@postaday 102; #postaday2011
Despite having a great ride in the Haleiwa Metric Century Sunday, and few aches on Monday, John and I both came down with food poisoning within minutes of each other about 5 p.m. Monday evening. And what a rough night it was.
We found out via Twitter about some other people who ate where we ate and got sick, too. And when we got a tweet from @vanryzin suggesting we call the Hawaii state Department of Health, we did. Last night a DOH employee came to our house to drop off a specimen kit, but by then John and I were spent and empty. YUCK. Norovirus. The employee suggested that there are probably more than 200 cases, based on the amount of phone calls they got Monday and Tuesday.
This was the second time John and I ate at a Haleiwa restaurant. The first time we went, the center’s bathrooms were flooded. This time we didn’t need to use the bathroom, but, I would theorize that the facilities are lacking. Employees and patrons use the same restroom facilities. Although one can post signs up about washing hands after using the bathroom, the germ counts have got to be in the eugiekazillions. Who doesn’t pack hand sanitizer in their cars anymore? And ever since I had babies, I’ve always had wipes handy.
Even chronic hand washers like me will get stricken with norovirus if people around us don’t. Really gives me pause about ever eating out again. But I will.
I get email from the Red Hot Ladies, a group of women and friends who ride bicycle here on Oahu. I inquired if any of them had gotten sick after the century ride. Several responded and said they did not. They had eaten the shrimp and kal bi ribs with potato salad plates that were available at the end of the ride. People also ate the bananas, oranges and tangerines, and drank the Heed and the water that was available at rest stops, too. My assumption, then, is that the Hawaii Bicycle League’s food was probably A-OK.

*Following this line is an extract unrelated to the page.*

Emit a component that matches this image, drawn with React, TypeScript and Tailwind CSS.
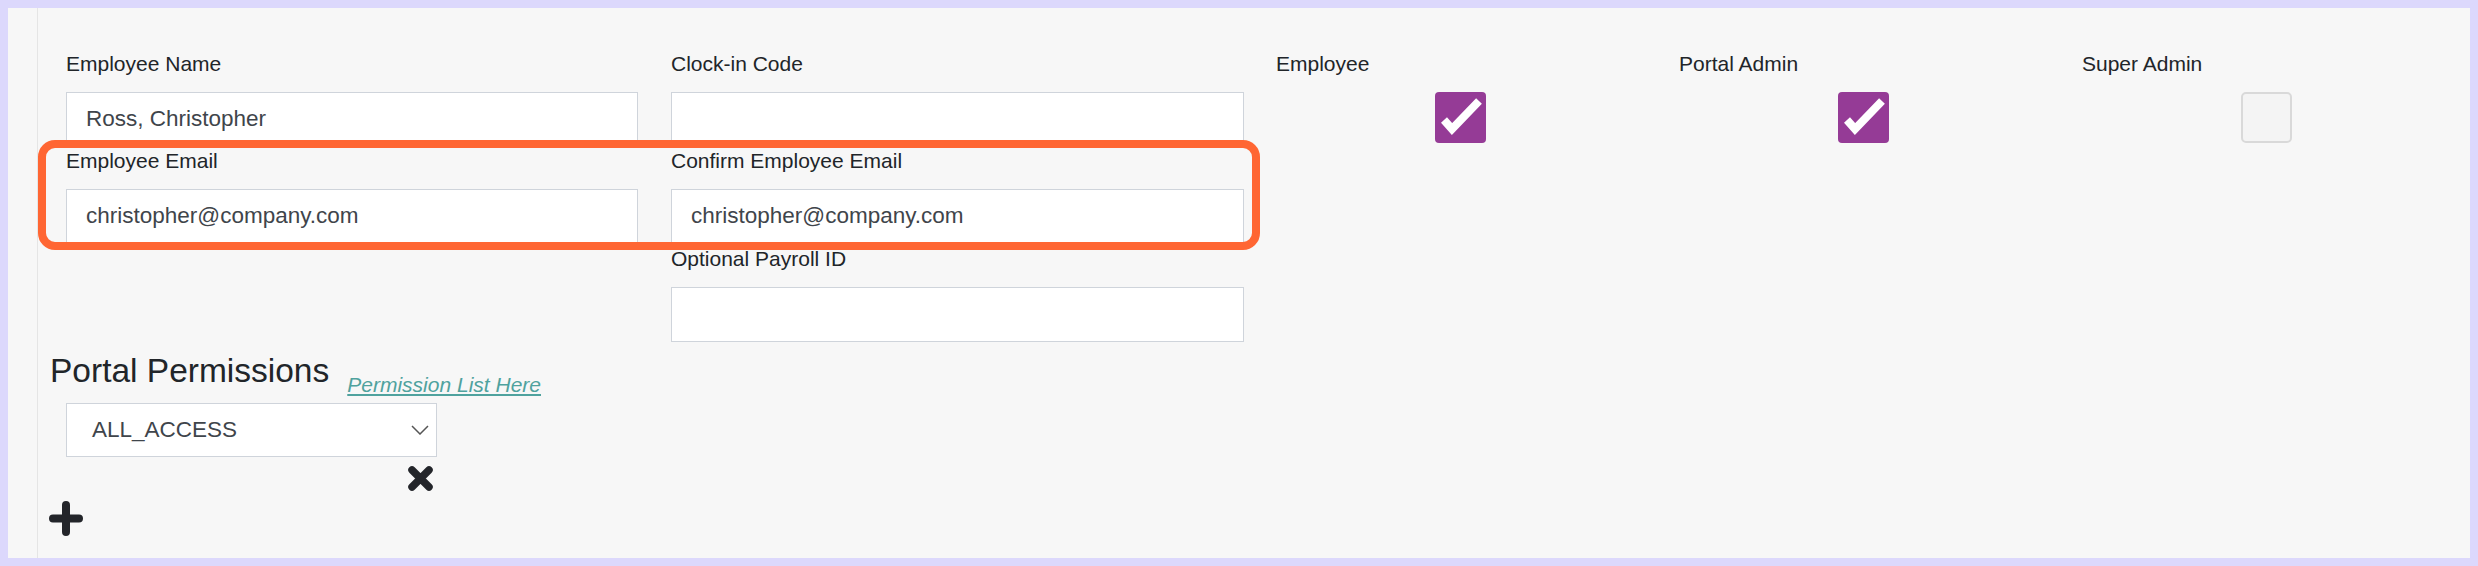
import React from "react";

function Field({ label, value, className = "" }: { label: string; value?: string; className?: string }) {
  return (
    <div className={className}>
      <label className="block text-[21px] leading-[23px] text-[#212529] mb-[17px]">{label}</label>
      <input
        readOnly
        defaultValue={value ?? ""}
        className="block w-full h-[55px] bg-white border border-[#cfd4db] pl-[19px] text-[22.5px] text-[#3f454b] outline-none"
      />
    </div>
  );
}

function RoleBox({ label, checked }: { label: string; checked: boolean }) {
  return (
    <div className="w-[403px] shrink-0">
      <div className="text-[21px] leading-[23px] text-[#212529] mb-[17px]">{label}</div>
      {checked ? (
        <div className="ml-[159px] w-[51px] h-[51px] rounded-[4px] bg-[#953b96] flex items-center justify-center">
          <svg width="51" height="51" viewBox="0 0 51 51">
            <path d="M9 28 L17 37 L44 9" fill="none" stroke="white" strokeWidth="8" strokeLinejoin="miter" />
          </svg>
        </div>
      ) : (
        <div className="ml-[159px] w-[51px] h-[51px] rounded-[5px] bg-[#f4f4f4] border-2 border-[#d9d9d9]" />
      )}
    </div>
  );
}

export default function App() {
  return (
    <div className="relative w-[2478px] h-[566px] bg-[#dcd8fc] p-[8px] font-['Liberation_Sans',Arial,sans-serif]">
      <div className="flex h-[550px] bg-[#f7f7f7]">
        <div className="w-[29px] shrink-0" />
        <div className="flex-1 border-l border-[#e5e5e5] pt-[43.5px]">
          <div className="flex pl-[28px]">
            <div className="w-[572px] shrink-0">
              <Field label="Employee Name" value="Ross, Christopher" />
              <Field label="Employee Email" value="christopher@company.com" className="mt-[2px]" />
            </div>
            <div className="w-[573px] ml-[33px] shrink-0">
              <Field label="Clock-in Code" />
              <Field label="Confirm Employee Email" value="christopher@company.com" className="mt-[2px]" />
              <Field label="Optional Payroll ID" className="mt-[3px]" />
            </div>
            <div className="flex ml-[32px]">
              <RoleBox label="Employee" checked />
              <RoleBox label="Portal Admin" checked />
              <RoleBox label="Super Admin" checked={false} />
            </div>
          </div>

          <div className="pl-[12px] mt-[10.5px]">
            <div className="flex items-start">
              <h2 className="text-[33.5px] leading-[37px] text-[#212529]">Portal Permissions</h2>
              <a className="ml-[18px] mt-[21px] text-[21px] leading-[23px] italic underline text-[#4fa29e]">
                Permission List Here
              </a>
            </div>
            <div className="mt-[7px] ml-[16px] w-[371px] h-[54px] bg-white border border-[#cfd4db] flex items-center justify-between pl-[25px] pr-[7px]">
              <span className="text-[22.5px] text-[#3f454b]">ALL_ACCESS</span>
              <svg width="18" height="10" viewBox="0 0 18 10">
                <path d="M1 1 L9 9 L17 1" fill="none" stroke="#555" strokeWidth="1.5" />
              </svg>
            </div>
            <div className="mt-[8px] ml-[357px] w-[27px] h-[27px]">
              <svg width="27" height="27" viewBox="0 0 27 27">
                <path d="M5 5 L22 22 M22 5 L5 22" stroke="#23252a" strokeWidth="7.5" strokeLinecap="round" />
              </svg>
            </div>
            <div className="mt-[9px] ml-[-1px] w-[34px] h-[35px]">
              <svg width="34" height="35" viewBox="0 0 34 35">
                <path d="M17 4 L17 31 M4 17.5 L30 17.5" stroke="#23252a" strokeWidth="8" strokeLinecap="round" />
              </svg>
            </div>
          </div>
        </div>
      </div>

      <div className="absolute left-[38px] top-[140px] w-[1222px] h-[110px] border-[8px] border-[#ff6633] rounded-[17px] pointer-events-none" />
    </div>
  );
}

No matter how healthy and strong I was for this ride, I couldn’t beat back this viral bug all that easily. I don’t endorse life in a bubble, but I do think I’ll be more diligent about casing a joint before I eat its fare.
Based on my chat with the Health Department guy, it seems the norovirus outbreak on shore tends to follow the arrival of a cruise ship that has had its own norovirus outbreak. Norovirus has been a problem with nursing homes, which have had to beef up hygiene procedures for workers to stave off outbreaks that are potentially life-threatening for the aged. What do we learn from this experience? Hand-washing (and not re-contaminating by touching surfaces after hand-washing) is big. If a restaurant has marginal restrooms, that’s a flashing red light. We can take our business to a place that takes hygiene seriously. Better still, when we’re back on solid food, we can eat at home. Because the treat of eating out doesn’t feel like such a treat right now.